STATED EXERCISE =
Give the count of lines that include the string "React". Add nothing to it.

━━━━━━━━━━

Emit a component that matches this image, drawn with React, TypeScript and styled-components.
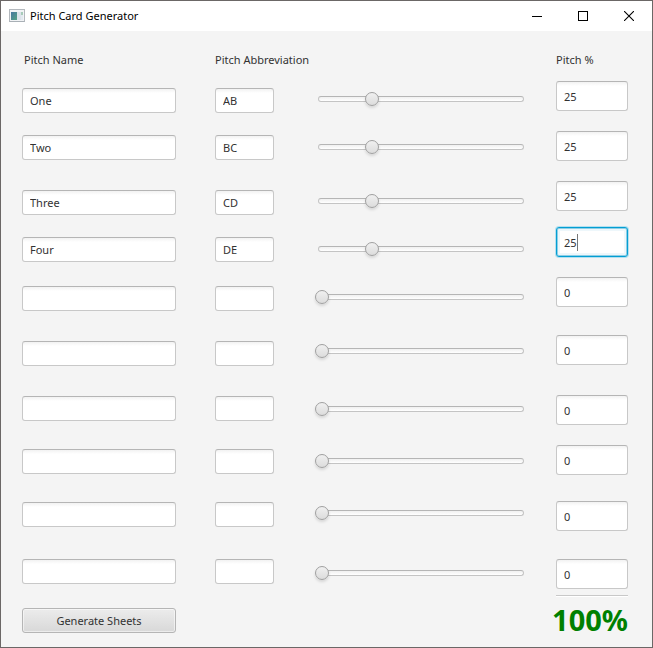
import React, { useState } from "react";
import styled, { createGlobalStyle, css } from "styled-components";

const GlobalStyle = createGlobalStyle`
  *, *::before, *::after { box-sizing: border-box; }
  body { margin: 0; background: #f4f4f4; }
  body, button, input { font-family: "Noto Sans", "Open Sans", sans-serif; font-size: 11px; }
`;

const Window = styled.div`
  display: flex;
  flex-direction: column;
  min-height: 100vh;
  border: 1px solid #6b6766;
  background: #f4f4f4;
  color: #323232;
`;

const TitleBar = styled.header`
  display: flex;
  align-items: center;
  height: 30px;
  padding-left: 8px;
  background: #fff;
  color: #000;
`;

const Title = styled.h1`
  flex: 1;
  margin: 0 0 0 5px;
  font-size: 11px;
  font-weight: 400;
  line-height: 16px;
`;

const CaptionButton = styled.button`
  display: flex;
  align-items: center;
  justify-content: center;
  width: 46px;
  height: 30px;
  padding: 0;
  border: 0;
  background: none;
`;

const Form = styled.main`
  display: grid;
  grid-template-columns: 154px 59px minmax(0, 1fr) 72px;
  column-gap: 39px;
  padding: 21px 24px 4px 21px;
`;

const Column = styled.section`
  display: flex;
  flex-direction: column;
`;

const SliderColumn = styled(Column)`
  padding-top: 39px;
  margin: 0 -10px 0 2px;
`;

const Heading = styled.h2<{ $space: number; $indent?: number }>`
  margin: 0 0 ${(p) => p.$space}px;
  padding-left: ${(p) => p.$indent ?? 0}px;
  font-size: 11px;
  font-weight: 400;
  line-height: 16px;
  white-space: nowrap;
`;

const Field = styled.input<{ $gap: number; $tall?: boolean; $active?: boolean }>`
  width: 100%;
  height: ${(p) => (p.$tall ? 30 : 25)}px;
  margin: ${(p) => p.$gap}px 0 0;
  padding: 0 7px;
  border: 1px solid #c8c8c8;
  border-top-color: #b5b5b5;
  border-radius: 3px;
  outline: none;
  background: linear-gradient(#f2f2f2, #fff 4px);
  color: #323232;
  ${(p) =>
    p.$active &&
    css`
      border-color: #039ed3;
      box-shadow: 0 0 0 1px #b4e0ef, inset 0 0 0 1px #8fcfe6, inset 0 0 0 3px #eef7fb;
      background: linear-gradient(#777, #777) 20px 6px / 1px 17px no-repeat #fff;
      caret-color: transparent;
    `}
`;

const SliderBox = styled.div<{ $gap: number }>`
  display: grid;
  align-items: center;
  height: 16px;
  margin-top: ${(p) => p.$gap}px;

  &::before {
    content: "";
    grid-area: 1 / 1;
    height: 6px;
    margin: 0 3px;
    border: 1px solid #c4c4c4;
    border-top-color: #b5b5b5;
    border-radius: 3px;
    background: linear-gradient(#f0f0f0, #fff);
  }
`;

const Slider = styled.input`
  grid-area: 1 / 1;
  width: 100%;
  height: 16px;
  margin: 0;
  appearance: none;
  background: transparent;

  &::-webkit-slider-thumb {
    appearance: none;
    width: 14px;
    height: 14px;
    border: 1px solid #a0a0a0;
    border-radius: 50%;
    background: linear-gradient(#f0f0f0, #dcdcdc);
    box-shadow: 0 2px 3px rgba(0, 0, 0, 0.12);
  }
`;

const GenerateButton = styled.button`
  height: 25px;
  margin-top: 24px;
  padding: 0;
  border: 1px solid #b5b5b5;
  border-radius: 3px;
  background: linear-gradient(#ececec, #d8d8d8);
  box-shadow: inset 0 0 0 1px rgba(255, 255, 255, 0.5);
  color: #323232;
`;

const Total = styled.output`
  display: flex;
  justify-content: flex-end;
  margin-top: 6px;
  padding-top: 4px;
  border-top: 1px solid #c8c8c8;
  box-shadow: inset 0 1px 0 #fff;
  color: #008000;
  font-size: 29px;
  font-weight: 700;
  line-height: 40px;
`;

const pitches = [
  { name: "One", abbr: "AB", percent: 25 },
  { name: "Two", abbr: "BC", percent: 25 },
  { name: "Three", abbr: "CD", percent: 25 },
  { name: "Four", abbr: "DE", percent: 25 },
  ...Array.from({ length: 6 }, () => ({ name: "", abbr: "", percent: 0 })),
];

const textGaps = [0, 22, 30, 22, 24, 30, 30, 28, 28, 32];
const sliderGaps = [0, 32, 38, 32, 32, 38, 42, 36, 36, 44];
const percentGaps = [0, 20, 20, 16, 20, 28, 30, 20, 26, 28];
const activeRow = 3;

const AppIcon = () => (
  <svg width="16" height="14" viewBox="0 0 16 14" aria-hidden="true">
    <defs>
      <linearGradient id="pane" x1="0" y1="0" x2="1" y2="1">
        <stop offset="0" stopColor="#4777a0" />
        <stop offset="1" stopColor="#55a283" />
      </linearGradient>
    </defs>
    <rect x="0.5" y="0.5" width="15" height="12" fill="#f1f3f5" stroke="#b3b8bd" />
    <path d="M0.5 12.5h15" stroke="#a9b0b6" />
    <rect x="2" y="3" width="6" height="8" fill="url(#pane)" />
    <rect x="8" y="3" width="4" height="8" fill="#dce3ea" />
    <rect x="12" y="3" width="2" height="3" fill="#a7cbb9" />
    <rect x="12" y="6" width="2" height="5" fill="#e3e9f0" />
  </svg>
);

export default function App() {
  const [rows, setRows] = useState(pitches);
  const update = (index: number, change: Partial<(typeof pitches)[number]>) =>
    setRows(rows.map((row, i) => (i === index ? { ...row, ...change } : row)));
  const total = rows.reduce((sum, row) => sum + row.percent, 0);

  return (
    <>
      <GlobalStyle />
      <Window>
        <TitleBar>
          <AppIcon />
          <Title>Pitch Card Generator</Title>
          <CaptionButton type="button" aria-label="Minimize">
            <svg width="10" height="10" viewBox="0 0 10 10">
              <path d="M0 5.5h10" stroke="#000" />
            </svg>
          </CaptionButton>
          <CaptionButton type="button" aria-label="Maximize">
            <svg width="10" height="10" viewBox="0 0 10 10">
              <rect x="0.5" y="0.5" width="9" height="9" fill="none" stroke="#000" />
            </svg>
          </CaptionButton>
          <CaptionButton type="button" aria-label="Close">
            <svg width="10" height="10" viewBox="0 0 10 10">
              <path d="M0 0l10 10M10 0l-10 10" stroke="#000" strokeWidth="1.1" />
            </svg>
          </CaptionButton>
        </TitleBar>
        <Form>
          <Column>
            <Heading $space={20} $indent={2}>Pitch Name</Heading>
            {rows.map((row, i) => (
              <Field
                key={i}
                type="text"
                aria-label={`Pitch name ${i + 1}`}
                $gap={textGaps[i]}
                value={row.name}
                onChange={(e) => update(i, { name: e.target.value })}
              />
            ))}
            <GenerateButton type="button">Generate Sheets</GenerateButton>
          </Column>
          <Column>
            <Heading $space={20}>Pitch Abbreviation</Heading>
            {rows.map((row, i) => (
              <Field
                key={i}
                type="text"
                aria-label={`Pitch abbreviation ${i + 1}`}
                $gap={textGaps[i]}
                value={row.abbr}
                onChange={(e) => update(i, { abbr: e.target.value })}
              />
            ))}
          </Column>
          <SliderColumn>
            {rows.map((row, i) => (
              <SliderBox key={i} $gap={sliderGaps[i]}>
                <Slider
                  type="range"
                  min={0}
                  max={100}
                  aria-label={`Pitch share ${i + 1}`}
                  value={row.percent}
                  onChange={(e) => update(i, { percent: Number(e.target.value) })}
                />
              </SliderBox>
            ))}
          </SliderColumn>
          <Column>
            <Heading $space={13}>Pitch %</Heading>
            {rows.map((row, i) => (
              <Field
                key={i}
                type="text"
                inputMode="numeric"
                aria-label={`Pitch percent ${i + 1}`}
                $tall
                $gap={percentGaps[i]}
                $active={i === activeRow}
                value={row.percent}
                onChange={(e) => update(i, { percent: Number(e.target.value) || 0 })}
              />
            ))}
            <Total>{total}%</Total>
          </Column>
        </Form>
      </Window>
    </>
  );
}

━━━━━━━━━━

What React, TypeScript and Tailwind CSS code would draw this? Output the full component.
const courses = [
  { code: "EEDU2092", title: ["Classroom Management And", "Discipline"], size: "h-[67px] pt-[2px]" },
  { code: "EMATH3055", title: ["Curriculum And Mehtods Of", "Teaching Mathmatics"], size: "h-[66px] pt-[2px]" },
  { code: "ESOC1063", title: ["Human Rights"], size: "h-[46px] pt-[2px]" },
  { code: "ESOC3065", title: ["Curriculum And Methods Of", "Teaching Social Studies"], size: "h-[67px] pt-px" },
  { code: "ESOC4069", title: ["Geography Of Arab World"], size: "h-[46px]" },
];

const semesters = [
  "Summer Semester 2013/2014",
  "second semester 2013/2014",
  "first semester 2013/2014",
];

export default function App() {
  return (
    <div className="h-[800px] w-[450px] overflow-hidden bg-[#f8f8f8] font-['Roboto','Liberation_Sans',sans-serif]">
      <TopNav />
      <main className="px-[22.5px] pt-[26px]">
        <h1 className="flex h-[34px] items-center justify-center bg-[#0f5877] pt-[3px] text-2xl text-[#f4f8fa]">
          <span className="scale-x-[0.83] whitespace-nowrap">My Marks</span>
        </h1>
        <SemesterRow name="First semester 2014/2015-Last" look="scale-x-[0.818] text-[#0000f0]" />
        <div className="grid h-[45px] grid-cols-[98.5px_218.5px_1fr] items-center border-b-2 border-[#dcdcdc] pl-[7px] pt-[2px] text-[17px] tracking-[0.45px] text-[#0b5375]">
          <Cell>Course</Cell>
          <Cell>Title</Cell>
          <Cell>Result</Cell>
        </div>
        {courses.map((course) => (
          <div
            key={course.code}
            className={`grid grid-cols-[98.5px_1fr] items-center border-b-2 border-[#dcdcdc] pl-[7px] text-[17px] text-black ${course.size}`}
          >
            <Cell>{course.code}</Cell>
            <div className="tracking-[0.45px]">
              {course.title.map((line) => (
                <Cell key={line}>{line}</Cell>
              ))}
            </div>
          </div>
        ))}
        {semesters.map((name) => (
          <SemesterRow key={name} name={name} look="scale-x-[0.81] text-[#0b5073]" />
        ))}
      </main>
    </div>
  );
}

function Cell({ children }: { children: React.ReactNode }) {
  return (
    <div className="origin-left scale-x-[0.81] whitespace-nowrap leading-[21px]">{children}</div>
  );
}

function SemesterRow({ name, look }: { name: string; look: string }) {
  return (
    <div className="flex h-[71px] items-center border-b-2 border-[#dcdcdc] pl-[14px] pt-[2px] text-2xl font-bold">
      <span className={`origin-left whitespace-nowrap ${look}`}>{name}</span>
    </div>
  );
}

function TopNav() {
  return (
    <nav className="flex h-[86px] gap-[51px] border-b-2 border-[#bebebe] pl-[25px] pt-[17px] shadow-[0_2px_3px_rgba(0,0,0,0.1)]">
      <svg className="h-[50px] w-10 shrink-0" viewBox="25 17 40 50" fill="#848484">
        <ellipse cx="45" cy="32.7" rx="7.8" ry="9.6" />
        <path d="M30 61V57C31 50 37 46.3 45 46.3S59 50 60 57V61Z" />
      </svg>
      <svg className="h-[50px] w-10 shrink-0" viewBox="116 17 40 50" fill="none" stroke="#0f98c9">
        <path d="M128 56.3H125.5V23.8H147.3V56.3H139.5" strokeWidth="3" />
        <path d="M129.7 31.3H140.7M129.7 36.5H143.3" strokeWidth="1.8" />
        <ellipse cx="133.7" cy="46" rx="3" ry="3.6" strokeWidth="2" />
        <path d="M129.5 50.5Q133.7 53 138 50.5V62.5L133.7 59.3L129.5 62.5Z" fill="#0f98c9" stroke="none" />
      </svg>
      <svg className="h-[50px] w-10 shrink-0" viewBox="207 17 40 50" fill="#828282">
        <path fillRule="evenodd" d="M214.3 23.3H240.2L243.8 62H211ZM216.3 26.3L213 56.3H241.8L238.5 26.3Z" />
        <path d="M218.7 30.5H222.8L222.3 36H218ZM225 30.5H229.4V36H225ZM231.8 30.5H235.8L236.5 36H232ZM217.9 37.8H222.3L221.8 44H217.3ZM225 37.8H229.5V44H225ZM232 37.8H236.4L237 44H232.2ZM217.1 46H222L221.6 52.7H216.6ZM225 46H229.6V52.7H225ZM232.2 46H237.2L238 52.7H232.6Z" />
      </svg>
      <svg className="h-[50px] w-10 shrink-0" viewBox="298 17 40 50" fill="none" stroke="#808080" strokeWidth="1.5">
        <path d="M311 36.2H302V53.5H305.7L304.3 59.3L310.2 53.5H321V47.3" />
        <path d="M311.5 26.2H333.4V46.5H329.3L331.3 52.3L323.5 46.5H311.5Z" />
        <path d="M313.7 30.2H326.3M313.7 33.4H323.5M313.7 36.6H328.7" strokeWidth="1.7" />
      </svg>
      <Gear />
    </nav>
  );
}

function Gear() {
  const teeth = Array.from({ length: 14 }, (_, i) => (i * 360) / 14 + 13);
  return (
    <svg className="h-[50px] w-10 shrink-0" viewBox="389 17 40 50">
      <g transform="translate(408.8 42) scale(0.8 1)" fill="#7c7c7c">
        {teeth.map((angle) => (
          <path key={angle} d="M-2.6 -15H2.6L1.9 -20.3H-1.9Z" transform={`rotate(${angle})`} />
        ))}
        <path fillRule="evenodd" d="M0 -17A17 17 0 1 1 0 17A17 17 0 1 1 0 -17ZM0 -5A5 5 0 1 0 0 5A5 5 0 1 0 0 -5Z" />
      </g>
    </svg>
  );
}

━━━━━━━━━━

SOLVED PROBLEM =
4